*WHAT IS BEING ASKED*:
Retype the opening lines of the listing below, ending with the line that contains "<settings-page></settings-page>", and leave out any pictures.

*SOURCE DATA*:

■ ■ ■ ■

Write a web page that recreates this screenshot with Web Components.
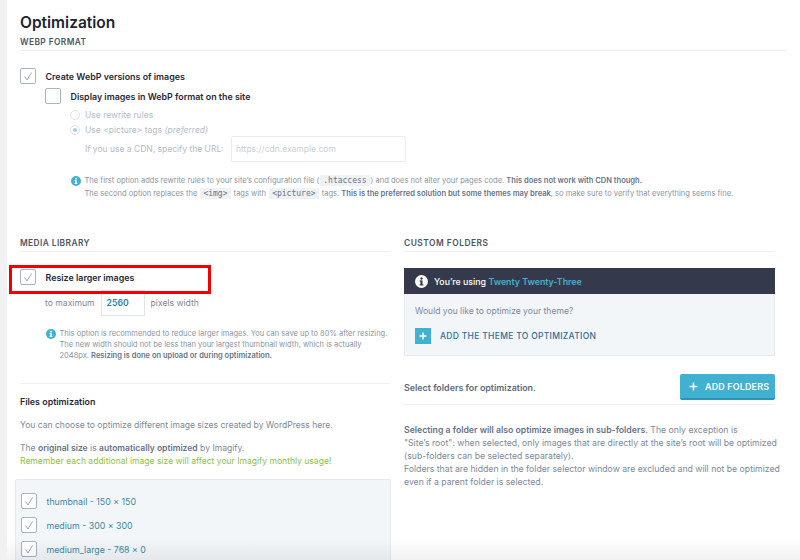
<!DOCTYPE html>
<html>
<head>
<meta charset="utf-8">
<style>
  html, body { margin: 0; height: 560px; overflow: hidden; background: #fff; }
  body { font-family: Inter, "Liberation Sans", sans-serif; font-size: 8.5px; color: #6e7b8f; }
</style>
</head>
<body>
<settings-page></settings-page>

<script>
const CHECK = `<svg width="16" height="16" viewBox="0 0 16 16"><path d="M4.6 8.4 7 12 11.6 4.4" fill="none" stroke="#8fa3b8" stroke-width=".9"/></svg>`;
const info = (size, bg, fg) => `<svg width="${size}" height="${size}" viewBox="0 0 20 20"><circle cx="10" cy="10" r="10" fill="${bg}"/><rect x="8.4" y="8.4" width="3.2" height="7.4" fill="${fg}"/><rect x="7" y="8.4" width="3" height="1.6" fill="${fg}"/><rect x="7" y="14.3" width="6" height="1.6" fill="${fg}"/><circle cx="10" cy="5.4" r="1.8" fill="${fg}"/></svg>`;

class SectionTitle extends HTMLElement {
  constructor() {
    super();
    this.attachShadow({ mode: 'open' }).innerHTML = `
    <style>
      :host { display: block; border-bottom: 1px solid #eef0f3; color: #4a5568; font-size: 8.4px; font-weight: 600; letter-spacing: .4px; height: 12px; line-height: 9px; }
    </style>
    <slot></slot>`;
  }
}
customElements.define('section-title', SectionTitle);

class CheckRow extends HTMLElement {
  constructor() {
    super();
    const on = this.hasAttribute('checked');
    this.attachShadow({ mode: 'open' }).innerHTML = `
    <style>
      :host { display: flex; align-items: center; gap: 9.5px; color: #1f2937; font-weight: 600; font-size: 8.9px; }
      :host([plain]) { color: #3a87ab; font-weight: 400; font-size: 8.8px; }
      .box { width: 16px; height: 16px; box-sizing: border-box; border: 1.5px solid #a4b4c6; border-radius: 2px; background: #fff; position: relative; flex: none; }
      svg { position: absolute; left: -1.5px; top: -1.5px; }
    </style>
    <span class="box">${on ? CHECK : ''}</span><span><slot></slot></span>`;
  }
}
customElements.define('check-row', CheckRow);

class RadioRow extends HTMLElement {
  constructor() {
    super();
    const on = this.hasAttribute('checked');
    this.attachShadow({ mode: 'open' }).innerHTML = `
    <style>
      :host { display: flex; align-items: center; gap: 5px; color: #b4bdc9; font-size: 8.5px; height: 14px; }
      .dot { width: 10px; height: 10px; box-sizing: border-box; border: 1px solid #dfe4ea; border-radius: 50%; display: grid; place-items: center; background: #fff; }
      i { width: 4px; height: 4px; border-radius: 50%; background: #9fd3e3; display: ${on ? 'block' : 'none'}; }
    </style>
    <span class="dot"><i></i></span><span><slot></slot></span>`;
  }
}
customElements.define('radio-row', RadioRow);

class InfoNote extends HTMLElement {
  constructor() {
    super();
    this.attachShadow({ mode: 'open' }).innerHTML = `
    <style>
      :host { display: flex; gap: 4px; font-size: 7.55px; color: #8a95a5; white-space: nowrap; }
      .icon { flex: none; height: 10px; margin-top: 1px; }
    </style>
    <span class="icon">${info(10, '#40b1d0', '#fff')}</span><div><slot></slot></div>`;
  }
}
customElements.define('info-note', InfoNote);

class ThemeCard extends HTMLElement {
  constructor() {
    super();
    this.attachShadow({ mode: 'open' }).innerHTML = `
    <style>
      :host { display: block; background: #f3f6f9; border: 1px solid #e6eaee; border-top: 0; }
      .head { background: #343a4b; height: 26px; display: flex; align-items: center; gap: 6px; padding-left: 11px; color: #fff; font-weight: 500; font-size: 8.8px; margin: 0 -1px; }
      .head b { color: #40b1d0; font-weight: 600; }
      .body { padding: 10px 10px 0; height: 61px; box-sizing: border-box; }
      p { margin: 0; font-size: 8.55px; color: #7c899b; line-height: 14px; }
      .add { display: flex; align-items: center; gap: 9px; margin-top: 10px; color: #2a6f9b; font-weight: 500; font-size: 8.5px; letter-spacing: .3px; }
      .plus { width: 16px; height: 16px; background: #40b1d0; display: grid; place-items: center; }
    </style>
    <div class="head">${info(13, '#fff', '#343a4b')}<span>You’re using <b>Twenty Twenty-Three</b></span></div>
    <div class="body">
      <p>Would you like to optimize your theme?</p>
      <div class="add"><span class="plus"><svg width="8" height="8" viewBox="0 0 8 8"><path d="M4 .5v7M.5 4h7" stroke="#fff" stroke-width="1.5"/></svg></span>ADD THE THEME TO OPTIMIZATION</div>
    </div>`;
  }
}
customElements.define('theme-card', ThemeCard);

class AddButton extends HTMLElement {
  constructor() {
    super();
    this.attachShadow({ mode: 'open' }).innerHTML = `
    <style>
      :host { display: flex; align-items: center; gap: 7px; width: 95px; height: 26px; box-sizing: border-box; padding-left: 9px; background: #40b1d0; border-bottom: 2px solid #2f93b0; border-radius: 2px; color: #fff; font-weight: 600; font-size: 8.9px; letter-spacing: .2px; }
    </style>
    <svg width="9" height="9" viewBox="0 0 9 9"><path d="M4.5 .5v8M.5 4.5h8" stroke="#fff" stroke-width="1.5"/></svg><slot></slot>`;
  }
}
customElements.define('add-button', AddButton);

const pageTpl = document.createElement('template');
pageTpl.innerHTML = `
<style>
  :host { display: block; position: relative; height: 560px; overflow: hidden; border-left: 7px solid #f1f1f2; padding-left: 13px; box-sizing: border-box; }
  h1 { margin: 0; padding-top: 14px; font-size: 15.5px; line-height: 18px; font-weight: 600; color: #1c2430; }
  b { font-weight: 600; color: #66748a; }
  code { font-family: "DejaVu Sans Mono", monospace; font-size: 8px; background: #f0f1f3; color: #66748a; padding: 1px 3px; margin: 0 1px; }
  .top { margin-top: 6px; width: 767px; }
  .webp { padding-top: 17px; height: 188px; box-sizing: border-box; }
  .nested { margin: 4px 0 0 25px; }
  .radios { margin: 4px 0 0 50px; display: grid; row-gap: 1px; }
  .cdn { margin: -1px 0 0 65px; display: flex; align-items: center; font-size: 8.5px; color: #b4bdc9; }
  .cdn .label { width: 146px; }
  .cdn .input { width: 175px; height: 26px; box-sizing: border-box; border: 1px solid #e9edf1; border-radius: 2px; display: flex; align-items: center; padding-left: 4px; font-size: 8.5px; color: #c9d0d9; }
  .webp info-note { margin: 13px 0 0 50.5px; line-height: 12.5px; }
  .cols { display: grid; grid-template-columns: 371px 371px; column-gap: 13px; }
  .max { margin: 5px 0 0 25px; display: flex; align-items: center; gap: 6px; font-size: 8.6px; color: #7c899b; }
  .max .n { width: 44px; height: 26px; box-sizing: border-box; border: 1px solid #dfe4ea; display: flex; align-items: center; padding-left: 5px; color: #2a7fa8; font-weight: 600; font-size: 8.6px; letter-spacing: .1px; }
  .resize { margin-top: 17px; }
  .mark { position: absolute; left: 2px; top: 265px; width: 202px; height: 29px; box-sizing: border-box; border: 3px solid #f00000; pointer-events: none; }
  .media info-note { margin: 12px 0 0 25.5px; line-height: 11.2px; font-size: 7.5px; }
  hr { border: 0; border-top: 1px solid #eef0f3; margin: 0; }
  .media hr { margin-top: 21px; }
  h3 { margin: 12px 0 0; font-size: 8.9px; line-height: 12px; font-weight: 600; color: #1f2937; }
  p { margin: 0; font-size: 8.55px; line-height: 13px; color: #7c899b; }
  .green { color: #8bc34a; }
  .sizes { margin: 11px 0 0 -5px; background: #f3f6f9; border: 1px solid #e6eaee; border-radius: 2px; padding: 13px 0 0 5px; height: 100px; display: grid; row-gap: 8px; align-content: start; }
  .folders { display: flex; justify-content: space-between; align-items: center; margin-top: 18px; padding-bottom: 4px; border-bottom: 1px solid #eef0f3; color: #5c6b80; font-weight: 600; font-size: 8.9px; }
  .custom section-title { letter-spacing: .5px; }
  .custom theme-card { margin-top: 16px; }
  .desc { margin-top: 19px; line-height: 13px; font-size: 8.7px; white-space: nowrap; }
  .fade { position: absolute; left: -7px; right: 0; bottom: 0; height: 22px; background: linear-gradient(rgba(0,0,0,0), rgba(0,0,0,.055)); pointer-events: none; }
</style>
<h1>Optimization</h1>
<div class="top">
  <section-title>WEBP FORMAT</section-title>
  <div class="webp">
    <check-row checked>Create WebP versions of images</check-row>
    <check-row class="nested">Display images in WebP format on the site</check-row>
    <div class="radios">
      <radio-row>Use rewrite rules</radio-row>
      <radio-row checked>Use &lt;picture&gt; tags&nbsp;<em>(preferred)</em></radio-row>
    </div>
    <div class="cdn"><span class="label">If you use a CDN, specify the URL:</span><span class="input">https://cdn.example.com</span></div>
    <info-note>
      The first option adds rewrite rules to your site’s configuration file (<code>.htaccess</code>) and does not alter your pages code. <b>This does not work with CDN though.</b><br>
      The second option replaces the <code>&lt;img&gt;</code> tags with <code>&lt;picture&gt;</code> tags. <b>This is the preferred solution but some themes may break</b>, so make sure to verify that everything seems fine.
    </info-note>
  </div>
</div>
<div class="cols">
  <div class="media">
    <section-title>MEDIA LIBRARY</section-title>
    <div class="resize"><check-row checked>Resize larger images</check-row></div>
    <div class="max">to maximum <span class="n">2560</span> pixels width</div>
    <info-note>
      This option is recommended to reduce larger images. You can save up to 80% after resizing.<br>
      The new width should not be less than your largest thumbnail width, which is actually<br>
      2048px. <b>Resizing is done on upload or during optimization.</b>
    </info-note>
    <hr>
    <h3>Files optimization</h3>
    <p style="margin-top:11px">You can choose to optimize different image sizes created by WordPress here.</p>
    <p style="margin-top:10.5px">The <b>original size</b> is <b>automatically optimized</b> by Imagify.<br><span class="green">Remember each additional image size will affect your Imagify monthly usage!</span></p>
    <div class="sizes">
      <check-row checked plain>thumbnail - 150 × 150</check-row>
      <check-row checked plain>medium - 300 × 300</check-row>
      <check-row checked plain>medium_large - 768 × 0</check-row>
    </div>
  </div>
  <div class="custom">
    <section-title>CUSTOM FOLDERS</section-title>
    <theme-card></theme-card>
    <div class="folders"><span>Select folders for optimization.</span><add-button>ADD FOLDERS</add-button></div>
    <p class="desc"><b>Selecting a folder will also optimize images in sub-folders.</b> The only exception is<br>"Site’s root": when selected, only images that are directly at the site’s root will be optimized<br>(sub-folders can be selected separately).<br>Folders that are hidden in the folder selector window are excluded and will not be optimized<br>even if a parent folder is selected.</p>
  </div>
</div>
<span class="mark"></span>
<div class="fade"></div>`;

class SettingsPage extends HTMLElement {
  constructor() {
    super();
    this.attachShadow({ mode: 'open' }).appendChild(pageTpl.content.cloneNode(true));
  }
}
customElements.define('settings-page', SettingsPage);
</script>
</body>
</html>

■ ■ ■ ■

*EXERCISE OUTPUT*:
Write a web page that recreates this screenshot with Web Components.
<!DOCTYPE html>
<html>
<head>
<meta charset="utf-8">
<style>
  html, body { margin: 0; height: 560px; overflow: hidden; background: #fff; }
  body { font-family: Inter, "Liberation Sans", sans-serif; font-size: 8.5px; color: #6e7b8f; }
</style>
</head>
<body>
<settings-page></settings-page>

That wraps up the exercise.